Dari pertemuan di Batara Kala, tampak insting hewani (ego) Purushada larut dalam kehangatan cinta Sutasoma. Secara alamiah terjadi sebuah fenomena kesempurnaan spiritual dan kebijaksanaan dalam kehidupan sehari-hari. Dalam bahasa Empu Tantular berbunyi, 

“Rwaneka dhatu winuwus wara Buddha Wiswa, bhineki rakwa ring apan kena parwanosen, mangkang Jinatwa kalawan Siwatatwa tunggal, bhineka tunggal ika tan hana dharma mangrwa.” (CXXXIX:5) 

Terjemahannya adalah…

"Konon dikatakan Wujud Buddha dan Siwa itu berbeda. Mereka memang berbeda, tetapi bagaimana kita bisa mengenali perbedaannya dalam selintas pandang.”

“Karena kebenaran yang diajarkan Buddha dan Siwa itu sesungguhnya satu jua. Mereka memang berbeda-beda. Namun, pada hakikatnya sama. Karena tidak ada kebenaran yang mendua.(Bhineka Tunggal Ika Tan Hana Dharma Mangrwa).

"Dalam Kakawin Sutasoma, pengertian bhineka tunggal ika lebih ditekankan pada perbedaan dalam bidang agama, tetapi dalam lambang negara Garuda Pancasila pengertiannya diperluas, tidak terbatas pada perbedaan agama, melainkan juga suku, bahasa, adat-istiadat, budaya dan perbedaan kepulauan,” kata Dwi Woro Retno dan Hastho Bramantyo, saat menerjemahkan ‘Kakawin Sutasoma’. 

Nah... 

Pesan persatuan "Bhineka Tunggal Ika, Tan Hana Dharma Mangrwa" inilah yang kemudian merasuki Bung Karno, Bung Hatta, Ki Hajar Dewantoro, dan tokoh-tokoh pergerakan lainnya. 
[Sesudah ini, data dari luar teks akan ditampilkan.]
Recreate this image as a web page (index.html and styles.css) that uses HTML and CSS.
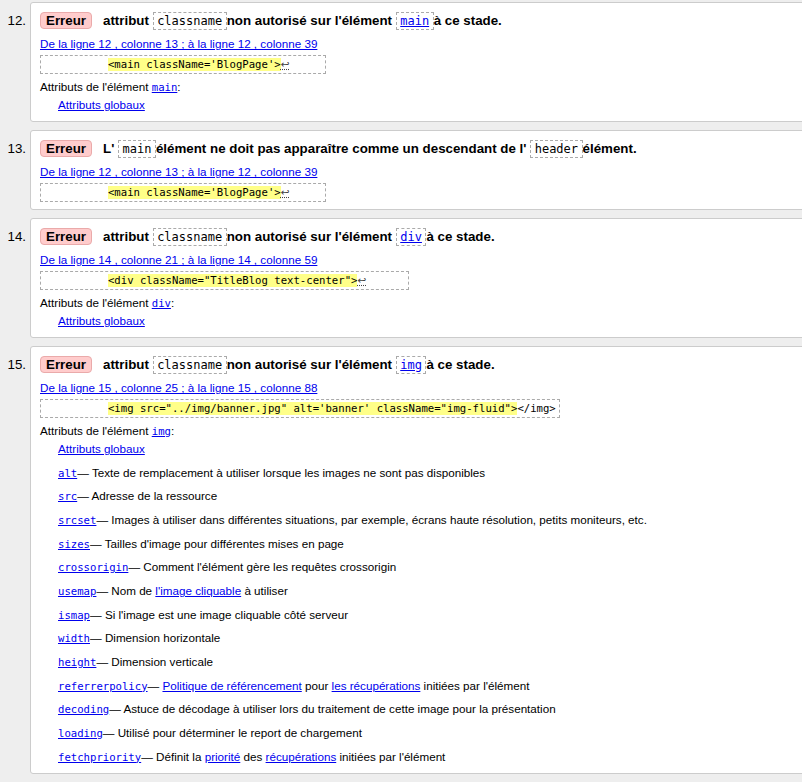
FILE: index.html
```html
<!DOCTYPE html>
<html lang="fr">
<head>
<meta charset="utf-8">
<title>Messages du validateur</title>
<link rel="stylesheet" href="styles.css">
</head>
<body>
<ol class="messages">
  <li class="msg">
    <span class="num">12.</span>
    <div class="card">
      <p class="title"><strong class="badge">Erreur</strong>attribut <code class="kw">classname</code>non autorisé sur l'élément <code class="kw"><a href="#">main</a></code>à ce stade.</p>
      <p class="loc"><a href="#">De la ligne 12 , colonne 13 ; à la ligne 12 , colonne 39</a></p>
      <code class="extract">          <b class="hl">&lt;main className='BlogPage'&gt;</b><span class="lf">↩</span>     </code>
      <p class="attrs">Attributs de l'élément <a href="#"><code>main</code></a>:</p>
      <ul class="attr-list"><li><a href="#">Attributs globaux</a></li></ul>
    </div>
  </li>
  <li class="msg">
    <span class="num">13.</span>
    <div class="card">
      <p class="title"><strong class="badge">Erreur</strong>L' <code class="kw">main</code>élément ne doit pas apparaître comme un descendant de l' <code class="kw">header</code>élément.</p>
      <p class="loc"><a href="#">De la ligne 12 , colonne 13 ; à la ligne 12 , colonne 39</a></p>
      <code class="extract">          <b class="hl">&lt;main className='BlogPage'&gt;</b><span class="lf">↩</span>     </code>
    </div>
  </li>
  <li class="msg">
    <span class="num">14.</span>
    <div class="card">
      <p class="title"><strong class="badge">Erreur</strong>attribut <code class="kw">classname</code>non autorisé sur l'élément <code class="kw"><a href="#">div</a></code>à ce stade.</p>
      <p class="loc"><a href="#">De la ligne 14 , colonne 21 ; à la ligne 14 , colonne 59</a></p>
      <code class="extract">          <b class="hl">&lt;div className="TitleBlog text-center"&gt;</b><span class="lf">↩</span>      </code>
      <p class="attrs">Attributs de l'élément <a href="#"><code>div</code></a>:</p>
      <ul class="attr-list"><li><a href="#">Attributs globaux</a></li></ul>
    </div>
  </li>
  <li class="msg">
    <span class="num">15.</span>
    <div class="card">
      <p class="title"><strong class="badge">Erreur</strong>attribut <code class="kw">classname</code>non autorisé sur l'élément <code class="kw"><a href="#">img</a></code>à ce stade.</p>
      <p class="loc"><a href="#">De la ligne 15 , colonne 25 ; à la ligne 15 , colonne 88</a></p>
      <code class="extract">          <b class="hl">&lt;img src="../img/banner.jpg" alt='banner' className="img-fluid"&gt;</b>&lt;/img&gt;</code>
      <p class="attrs">Attributs de l'élément <a href="#"><code>img</code></a>:</p>
      <ul class="attr-list">
        <li><a href="#">Attributs globaux</a></li>
        <li><a href="#"><code>alt</code></a>— Texte de remplacement à utiliser lorsque les images ne sont pas disponibles</li>
        <li><a href="#"><code>src</code></a>— Adresse de la ressource</li>
        <li><a href="#"><code>srcset</code></a>— Images à utiliser dans différentes situations, par exemple, écrans haute résolution, petits moniteurs, etc.</li>
        <li><a href="#"><code>sizes</code></a>— Tailles d'image pour différentes mises en page</li>
        <li><a href="#"><code>crossorigin</code></a>— Comment l'élément gère les requêtes crossorigin</li>
        <li><a href="#"><code>usemap</code></a>— Nom de <a href="#">l'image cliquable</a> à utiliser</li>
        <li><a href="#"><code>ismap</code></a>— Si l'image est une image cliquable côté serveur</li>
        <li><a href="#"><code>width</code></a>— Dimension horizontale</li>
        <li><a href="#"><code>height</code></a>— Dimension verticale</li>
        <li><a href="#"><code>referrerpolicy</code></a>— <a href="#">Politique de référencement</a> pour <a href="#">les récupérations</a> initiées par l'élément</li>
        <li><a href="#"><code>decoding</code></a>— Astuce de décodage à utiliser lors du traitement de cette image pour la présentation</li>
        <li><a href="#"><code>loading</code></a>— Utilisé pour déterminer le report de chargement</li>
        <li><a href="#"><code>fetchpriority</code></a>— Définit la <a href="#">priorité</a> des <a href="#">récupérations</a> initiées par l'élément</li>
      </ul>
    </div>
  </li>
</ol>
</body>
</html>
```

FILE: styles.css
```css
html, body {
  margin: 0;
  padding: 0;
  background: #eeeeee;
  overflow: hidden;
}

body {
  font-family: "Liberation Sans", Arial, sans-serif;
  font-size: 13.33px;
  color: #000;
}

a {
  color: #0000ee;
  text-decoration: underline;
}

code {
  font-family: "DejaVu Sans Mono", monospace;
  font-size: 10.63px;
  line-height: 1;
}

.messages {
  list-style: none;
  margin: 2px 0 0;
  padding: 0;
}

.msg {
  display: flex;
  align-items: baseline;
  margin-bottom: 8px;
}

.num {
  flex: 0 0 30px;
  box-sizing: border-box;
  padding-right: 4px;
  text-align: right;
  font-size: 13.33px;
}

.card {
  flex: 0 0 800px;
  box-sizing: border-box;
  background: #fff;
  border: 1px solid #cccccc;
  border-radius: 3px;
  padding: 6px 9px 7px;
}

.title {
  margin: 0;
  height: 23px;
  line-height: 23px;
  font-weight: bold;
  font-size: 13.33px;
}

.badge {
  display: inline-block;
  line-height: 15px;
  padding: 0 5px;
  border: 1px solid #eaaaaa;
  border-radius: 4px;
  background: #ffcccc;
  margin-right: 11px;
}

.kw {
  font-size: 12px;
  font-weight: normal;
  border: 1px dashed #aaaaaa;
  padding: 1px 3.5px;
}

.loc {
  margin: 4px 0 0;
  height: 16px;
  line-height: 16px;
  font-size: 11.67px;
}

.extract {
  display: block;
  box-sizing: border-box;
  width: fit-content;
  height: 19px;
  margin-top: 3px;
  border: 1px dashed #aaaaaa;
  padding: 0 3px;
  line-height: 17px;
  white-space: pre;
  color: #000;
}

.hl {
  font-weight: normal;
  background: #ffff88;
}

.lf {
  font-family: "DejaVu Sans", sans-serif;
  line-height: 1;
  color: #444;
  text-decoration: underline dotted;
}

.attrs {
  margin: 5px 0 0;
  height: 16px;
  line-height: 16px;
  font-size: 11.67px;
}

.attr-list {
  list-style: none;
  margin: 2px 0 1px;
  padding: 0 0 0 18px;
  font-size: 11.67px;
  line-height: 16px;
}

.attr-list li {
  height: 16px;
}

.attr-list li + li {
  margin-top: 7.67px;
}
```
Ini menjadi sebuah renungan bagaimana sentuhan unik dan interpretasi para pendiri bangsa yang tidak mengadopsi pemikiran filsuf dari Eropa, atau negara barat yang kerap mendapat perhatian luas dari dunia akademis. 

Penggunaan pemikiran filsuf seperti Empu Tantular adalah bentuk apresiasi terhadap kekayaan intelektual dan warisan budaya lokal. Karya-karyanya mencerminkan konteks budaya dan kearifan lokal yang juga memiliki nilai serta relevansi yang besar bagi masyarakat.

Kini, di era globalisasi budaya, konsep visioner "Bhineka Tunggal Ika" terus menjadi panduan untuk persatuan dalam keberagaman Indonesia. Mencerminkan kekayaan budaya, agama, hingga identitas bangsa.